• **Work to do**:
Assemble all lines in which the string "TypeScript" appears.
--*--
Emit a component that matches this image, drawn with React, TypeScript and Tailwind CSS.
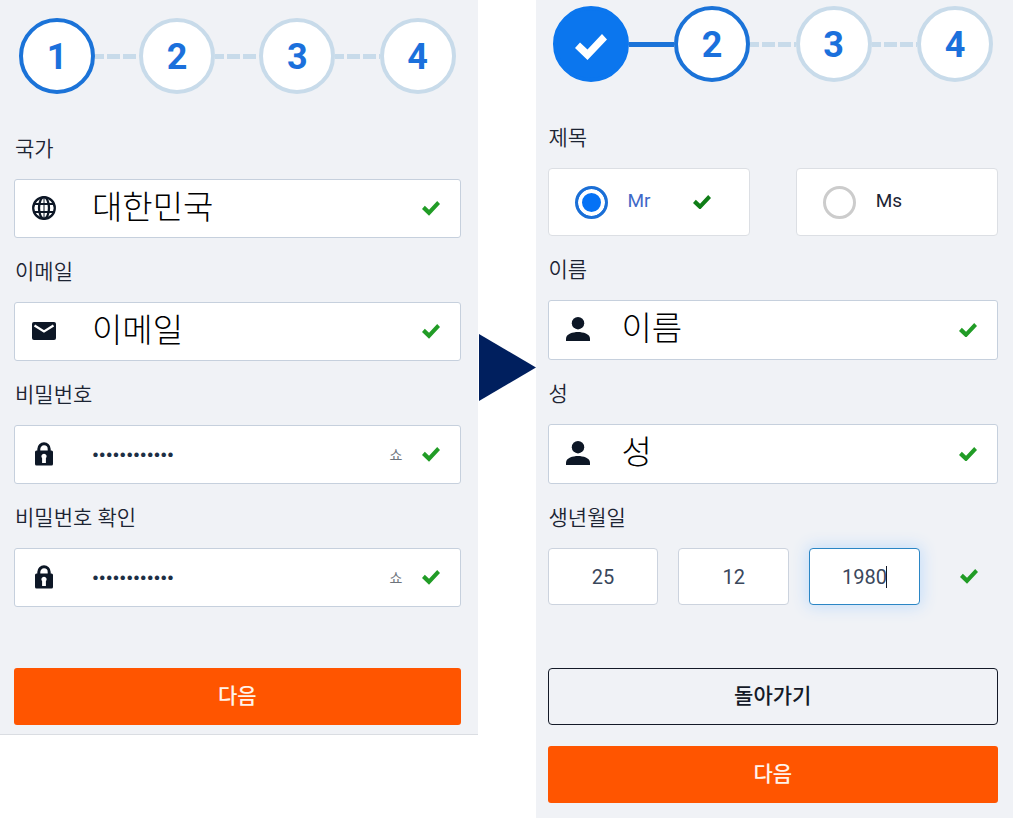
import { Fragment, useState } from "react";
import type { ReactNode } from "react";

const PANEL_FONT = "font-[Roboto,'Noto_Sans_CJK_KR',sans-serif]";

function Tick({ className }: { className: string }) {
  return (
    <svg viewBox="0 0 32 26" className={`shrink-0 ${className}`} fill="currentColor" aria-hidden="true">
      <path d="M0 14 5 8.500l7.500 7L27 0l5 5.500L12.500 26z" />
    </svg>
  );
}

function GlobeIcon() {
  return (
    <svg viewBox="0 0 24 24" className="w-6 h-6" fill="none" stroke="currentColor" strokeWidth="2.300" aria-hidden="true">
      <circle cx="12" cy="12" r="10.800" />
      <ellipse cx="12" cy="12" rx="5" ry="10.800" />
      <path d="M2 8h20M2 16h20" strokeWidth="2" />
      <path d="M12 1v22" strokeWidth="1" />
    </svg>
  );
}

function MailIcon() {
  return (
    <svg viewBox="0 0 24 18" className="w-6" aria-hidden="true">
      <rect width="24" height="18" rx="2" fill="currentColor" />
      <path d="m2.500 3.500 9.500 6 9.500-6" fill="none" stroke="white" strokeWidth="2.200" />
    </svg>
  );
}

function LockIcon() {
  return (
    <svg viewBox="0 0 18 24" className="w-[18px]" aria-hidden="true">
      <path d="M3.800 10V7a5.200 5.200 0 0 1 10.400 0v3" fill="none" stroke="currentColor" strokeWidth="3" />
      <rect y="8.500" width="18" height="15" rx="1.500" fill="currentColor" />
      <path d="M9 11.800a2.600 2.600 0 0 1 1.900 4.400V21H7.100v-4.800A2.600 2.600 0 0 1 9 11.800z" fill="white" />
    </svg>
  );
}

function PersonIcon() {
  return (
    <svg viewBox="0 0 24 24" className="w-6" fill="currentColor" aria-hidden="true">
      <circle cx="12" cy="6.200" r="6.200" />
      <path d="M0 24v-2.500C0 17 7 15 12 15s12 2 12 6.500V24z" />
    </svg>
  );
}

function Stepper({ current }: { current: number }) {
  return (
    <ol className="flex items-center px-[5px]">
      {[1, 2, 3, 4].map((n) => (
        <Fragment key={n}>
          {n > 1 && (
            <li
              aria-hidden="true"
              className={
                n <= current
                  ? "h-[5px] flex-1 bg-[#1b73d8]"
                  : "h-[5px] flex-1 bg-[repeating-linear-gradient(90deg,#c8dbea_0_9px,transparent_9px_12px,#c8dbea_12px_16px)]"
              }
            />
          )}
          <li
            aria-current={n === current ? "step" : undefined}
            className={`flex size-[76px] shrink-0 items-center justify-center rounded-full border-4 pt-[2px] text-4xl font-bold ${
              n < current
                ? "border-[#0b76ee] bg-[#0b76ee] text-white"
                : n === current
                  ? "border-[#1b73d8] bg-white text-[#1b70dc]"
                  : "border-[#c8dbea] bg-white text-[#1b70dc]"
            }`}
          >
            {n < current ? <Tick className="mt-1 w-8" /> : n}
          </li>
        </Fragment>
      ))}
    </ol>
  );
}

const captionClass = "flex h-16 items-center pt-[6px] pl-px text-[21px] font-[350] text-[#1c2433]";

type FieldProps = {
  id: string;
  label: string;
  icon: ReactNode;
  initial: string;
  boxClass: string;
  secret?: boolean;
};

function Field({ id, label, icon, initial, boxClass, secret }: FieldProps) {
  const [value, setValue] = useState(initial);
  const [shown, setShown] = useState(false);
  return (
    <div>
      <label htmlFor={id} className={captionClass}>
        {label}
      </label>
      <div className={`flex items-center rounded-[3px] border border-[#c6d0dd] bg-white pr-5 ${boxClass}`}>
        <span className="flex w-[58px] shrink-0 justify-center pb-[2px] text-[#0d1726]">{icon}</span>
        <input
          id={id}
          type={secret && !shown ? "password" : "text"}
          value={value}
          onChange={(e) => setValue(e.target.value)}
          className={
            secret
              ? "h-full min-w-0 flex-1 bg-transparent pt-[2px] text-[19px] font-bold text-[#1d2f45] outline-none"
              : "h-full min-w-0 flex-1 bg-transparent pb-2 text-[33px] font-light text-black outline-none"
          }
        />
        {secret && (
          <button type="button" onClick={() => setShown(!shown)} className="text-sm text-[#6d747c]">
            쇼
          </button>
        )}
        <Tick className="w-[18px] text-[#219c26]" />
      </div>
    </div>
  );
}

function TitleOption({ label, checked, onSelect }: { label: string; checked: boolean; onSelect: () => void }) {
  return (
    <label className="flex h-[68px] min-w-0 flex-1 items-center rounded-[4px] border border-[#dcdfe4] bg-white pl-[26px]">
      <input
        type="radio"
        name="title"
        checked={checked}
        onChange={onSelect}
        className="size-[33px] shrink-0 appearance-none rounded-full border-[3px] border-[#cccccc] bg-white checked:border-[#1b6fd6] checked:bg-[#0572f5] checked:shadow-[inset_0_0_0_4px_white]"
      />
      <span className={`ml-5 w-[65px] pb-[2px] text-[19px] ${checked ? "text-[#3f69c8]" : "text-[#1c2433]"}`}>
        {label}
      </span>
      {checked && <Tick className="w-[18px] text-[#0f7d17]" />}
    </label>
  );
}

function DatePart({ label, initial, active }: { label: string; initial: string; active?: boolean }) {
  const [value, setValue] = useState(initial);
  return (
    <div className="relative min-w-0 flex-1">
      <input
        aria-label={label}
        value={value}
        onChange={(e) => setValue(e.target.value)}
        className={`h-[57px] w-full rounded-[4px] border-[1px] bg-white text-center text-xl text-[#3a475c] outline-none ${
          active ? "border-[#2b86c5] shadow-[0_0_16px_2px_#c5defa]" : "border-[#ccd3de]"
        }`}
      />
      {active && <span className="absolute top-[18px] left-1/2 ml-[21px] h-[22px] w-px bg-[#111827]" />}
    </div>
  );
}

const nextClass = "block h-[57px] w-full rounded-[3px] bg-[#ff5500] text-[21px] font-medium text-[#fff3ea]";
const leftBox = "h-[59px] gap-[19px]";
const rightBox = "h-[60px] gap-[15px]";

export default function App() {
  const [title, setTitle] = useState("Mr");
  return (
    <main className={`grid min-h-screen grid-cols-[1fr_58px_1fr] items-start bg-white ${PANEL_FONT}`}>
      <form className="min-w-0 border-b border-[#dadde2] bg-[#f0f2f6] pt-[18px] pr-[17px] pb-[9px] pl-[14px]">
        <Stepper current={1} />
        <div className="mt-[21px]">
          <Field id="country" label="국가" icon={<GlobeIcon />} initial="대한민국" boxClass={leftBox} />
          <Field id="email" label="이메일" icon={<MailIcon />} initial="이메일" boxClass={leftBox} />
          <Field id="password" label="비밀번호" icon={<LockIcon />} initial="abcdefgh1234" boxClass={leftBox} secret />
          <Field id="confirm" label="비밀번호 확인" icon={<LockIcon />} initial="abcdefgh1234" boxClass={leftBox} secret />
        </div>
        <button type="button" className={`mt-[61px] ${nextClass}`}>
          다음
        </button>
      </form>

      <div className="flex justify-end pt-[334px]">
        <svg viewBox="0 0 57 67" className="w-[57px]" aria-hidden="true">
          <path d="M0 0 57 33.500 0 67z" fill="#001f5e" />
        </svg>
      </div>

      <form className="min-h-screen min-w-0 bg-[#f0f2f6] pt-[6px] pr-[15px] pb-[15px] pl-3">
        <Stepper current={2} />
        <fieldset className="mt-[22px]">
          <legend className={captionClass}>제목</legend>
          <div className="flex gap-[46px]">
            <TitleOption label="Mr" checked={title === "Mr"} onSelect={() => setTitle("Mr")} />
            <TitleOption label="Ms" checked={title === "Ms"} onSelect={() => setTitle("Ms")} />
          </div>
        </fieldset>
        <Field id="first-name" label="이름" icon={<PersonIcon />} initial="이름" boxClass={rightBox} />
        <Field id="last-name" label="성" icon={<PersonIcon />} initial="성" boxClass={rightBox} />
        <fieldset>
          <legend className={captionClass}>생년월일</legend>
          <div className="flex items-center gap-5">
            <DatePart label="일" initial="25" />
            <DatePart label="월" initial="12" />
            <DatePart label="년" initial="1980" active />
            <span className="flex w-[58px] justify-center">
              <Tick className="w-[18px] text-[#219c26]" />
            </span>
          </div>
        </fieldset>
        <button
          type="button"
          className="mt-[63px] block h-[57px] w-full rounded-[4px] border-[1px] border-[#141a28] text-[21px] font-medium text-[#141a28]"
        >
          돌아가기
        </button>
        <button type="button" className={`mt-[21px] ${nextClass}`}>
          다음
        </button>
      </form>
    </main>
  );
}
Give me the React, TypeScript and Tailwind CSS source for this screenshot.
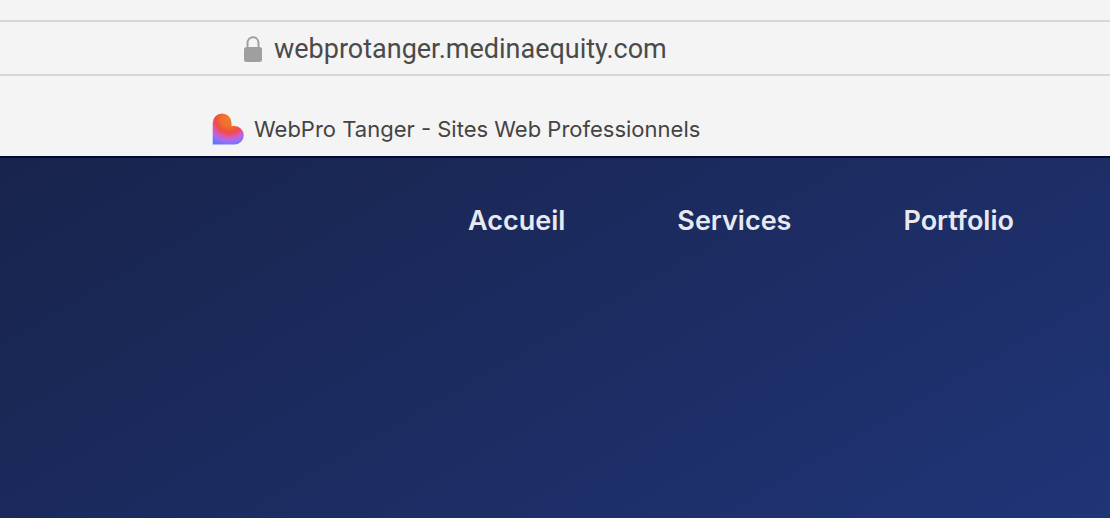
--*--
• **Output**:
Emit a component that matches this image, drawn with React, TypeScript and Tailwind CSS.
Give me the React, TypeScript and Tailwind CSS source for this screenshot.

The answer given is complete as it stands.